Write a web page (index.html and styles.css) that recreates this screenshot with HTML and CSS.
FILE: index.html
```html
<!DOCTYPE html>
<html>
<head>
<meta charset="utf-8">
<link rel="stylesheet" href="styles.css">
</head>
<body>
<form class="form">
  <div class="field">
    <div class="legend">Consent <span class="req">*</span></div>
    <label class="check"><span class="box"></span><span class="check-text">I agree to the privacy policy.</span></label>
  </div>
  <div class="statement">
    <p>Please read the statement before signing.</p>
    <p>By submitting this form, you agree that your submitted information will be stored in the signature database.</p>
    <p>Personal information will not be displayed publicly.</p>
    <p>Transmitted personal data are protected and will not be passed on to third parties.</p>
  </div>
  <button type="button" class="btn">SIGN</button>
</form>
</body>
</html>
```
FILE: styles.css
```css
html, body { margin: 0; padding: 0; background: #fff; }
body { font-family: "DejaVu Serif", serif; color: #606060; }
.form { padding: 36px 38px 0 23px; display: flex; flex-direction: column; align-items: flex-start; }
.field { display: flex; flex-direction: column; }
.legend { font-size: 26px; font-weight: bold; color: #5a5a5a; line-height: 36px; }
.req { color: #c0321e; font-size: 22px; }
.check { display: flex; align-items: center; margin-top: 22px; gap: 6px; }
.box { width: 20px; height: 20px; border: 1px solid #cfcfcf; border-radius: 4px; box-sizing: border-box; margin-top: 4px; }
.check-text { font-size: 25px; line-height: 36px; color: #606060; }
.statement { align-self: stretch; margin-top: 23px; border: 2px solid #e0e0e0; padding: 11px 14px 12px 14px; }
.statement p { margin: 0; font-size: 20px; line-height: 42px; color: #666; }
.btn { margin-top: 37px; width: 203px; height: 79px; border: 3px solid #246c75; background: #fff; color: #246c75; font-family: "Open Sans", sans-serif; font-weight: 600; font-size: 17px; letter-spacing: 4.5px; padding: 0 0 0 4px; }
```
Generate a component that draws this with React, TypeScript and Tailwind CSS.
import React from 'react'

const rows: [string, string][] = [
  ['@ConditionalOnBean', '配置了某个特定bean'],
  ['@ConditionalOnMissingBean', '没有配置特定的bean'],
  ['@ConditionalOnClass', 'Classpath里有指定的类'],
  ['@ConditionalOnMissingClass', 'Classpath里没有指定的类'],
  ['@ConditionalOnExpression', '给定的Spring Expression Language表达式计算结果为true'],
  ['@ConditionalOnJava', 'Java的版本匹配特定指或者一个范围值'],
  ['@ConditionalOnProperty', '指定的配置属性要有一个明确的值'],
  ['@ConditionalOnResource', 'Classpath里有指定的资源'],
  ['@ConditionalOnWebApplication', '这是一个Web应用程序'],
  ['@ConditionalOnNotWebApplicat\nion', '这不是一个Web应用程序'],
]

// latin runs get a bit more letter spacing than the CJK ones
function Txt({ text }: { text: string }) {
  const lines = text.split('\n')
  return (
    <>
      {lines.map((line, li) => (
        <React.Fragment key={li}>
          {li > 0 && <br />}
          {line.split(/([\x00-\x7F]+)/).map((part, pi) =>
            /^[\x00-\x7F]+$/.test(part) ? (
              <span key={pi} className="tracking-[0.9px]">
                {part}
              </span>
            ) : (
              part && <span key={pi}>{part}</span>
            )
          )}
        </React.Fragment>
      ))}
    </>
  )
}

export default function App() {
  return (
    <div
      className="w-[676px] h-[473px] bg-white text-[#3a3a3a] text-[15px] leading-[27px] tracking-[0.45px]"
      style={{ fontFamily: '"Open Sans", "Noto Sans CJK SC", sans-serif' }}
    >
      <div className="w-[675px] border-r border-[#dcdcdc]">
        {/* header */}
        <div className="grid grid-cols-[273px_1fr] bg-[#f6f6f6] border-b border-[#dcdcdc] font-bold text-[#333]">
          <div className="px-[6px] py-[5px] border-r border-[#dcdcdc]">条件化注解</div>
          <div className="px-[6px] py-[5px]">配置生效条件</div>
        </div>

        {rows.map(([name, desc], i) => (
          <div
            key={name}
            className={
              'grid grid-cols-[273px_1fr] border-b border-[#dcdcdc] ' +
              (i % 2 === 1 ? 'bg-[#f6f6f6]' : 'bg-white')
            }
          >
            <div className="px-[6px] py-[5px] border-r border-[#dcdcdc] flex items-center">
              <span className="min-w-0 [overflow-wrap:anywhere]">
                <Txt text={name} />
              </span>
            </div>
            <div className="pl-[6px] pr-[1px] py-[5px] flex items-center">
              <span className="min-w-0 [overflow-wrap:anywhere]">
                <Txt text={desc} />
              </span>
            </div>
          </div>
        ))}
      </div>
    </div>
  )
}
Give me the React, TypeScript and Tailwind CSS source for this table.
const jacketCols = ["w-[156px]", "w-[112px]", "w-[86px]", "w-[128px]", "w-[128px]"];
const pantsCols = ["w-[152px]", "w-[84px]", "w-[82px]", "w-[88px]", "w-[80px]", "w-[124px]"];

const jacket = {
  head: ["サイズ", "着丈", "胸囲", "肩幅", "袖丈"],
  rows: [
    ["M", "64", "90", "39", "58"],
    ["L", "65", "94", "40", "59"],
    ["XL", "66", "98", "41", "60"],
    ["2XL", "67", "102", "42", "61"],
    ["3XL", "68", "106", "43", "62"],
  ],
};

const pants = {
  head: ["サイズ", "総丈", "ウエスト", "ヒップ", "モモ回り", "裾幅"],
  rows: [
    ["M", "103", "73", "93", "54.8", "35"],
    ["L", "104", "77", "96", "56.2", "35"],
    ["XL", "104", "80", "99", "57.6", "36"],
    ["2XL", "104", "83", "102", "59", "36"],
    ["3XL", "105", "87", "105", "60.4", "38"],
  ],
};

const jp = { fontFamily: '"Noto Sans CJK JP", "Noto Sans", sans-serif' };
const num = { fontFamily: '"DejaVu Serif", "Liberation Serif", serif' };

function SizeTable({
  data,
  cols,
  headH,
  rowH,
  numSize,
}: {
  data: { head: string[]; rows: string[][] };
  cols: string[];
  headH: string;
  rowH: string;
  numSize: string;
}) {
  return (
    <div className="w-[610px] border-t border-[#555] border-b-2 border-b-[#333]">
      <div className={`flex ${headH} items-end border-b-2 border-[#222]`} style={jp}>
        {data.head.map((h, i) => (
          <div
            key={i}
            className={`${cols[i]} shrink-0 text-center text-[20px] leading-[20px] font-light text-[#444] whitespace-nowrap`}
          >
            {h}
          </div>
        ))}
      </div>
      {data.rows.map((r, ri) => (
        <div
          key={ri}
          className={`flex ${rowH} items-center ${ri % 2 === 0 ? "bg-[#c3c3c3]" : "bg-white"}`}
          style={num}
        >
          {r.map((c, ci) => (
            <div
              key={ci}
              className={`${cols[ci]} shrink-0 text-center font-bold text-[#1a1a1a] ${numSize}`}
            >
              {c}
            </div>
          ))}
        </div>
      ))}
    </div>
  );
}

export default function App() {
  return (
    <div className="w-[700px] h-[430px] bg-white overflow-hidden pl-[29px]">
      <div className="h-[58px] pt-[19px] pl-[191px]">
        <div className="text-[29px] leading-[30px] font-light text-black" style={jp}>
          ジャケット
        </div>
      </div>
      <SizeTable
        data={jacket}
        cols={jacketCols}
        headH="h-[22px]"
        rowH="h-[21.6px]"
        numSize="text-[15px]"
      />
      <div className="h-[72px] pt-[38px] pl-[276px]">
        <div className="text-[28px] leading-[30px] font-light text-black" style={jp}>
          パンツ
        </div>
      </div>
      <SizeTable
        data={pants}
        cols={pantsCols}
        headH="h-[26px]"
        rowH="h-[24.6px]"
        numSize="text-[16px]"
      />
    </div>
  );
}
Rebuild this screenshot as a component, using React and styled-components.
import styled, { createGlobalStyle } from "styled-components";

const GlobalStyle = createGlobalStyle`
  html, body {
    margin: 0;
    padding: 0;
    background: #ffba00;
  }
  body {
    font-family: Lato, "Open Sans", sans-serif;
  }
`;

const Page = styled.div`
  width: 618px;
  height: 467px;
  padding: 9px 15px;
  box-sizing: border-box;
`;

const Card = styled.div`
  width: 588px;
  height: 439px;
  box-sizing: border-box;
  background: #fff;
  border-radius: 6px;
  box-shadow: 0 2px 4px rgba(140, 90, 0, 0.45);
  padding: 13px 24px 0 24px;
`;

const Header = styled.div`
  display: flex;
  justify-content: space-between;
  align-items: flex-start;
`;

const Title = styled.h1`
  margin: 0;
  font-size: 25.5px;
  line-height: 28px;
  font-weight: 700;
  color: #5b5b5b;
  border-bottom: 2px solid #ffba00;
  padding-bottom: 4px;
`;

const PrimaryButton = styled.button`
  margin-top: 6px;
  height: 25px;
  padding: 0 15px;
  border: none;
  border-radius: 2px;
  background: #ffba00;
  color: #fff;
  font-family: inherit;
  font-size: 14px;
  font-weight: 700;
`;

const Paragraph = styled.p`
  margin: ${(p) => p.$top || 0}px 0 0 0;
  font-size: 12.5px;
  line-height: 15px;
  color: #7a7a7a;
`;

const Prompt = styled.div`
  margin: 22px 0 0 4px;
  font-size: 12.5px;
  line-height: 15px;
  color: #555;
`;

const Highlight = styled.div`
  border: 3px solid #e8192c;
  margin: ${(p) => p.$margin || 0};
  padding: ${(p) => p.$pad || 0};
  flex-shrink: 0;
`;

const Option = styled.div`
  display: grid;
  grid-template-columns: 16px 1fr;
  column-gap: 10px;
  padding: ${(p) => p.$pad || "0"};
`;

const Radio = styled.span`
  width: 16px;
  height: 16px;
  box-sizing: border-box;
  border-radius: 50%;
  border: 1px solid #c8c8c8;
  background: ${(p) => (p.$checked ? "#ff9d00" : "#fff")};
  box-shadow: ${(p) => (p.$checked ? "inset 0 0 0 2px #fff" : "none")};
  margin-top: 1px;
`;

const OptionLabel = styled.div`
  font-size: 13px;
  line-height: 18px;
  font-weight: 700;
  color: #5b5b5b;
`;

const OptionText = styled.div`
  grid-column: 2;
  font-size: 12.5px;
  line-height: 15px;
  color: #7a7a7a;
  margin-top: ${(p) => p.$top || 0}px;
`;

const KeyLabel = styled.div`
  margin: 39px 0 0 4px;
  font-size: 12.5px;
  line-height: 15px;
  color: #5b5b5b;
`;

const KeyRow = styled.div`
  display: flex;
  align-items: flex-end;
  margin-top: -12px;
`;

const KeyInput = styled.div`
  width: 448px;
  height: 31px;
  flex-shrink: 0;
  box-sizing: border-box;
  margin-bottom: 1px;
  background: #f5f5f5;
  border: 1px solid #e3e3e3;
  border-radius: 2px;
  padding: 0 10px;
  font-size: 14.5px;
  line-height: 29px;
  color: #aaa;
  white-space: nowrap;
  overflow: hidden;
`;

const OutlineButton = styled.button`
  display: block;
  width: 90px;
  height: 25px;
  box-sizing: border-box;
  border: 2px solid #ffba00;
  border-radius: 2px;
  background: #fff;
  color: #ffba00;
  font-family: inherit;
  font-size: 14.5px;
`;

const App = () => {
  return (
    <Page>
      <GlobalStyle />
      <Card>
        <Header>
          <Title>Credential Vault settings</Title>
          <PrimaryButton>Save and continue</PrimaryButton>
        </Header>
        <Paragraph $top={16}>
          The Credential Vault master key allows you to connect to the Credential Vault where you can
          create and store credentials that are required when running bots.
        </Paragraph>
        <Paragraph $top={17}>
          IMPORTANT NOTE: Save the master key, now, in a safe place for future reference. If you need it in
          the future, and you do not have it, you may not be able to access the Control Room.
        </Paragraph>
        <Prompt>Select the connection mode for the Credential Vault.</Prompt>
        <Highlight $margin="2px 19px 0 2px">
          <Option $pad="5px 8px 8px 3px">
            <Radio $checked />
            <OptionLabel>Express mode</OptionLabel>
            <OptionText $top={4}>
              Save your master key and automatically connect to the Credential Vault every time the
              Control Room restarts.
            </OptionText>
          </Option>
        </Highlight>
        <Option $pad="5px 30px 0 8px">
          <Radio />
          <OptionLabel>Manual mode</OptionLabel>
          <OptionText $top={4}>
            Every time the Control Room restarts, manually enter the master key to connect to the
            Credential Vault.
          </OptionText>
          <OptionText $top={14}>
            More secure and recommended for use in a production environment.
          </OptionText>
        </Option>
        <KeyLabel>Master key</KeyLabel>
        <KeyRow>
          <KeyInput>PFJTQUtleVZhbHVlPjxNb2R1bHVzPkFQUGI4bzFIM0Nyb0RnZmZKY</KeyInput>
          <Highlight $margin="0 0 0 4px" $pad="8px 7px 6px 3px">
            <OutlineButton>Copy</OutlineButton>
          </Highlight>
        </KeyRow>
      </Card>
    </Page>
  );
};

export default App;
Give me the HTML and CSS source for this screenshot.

· · ·

§ Instruction:
Which lines contain "styles"? Show each of them.

§ Response for this exercise:
Write a web page (index.html and styles.css) that recreates this screenshot with HTML and CSS.
<link rel="stylesheet" href="styles.css">
FILE: styles.css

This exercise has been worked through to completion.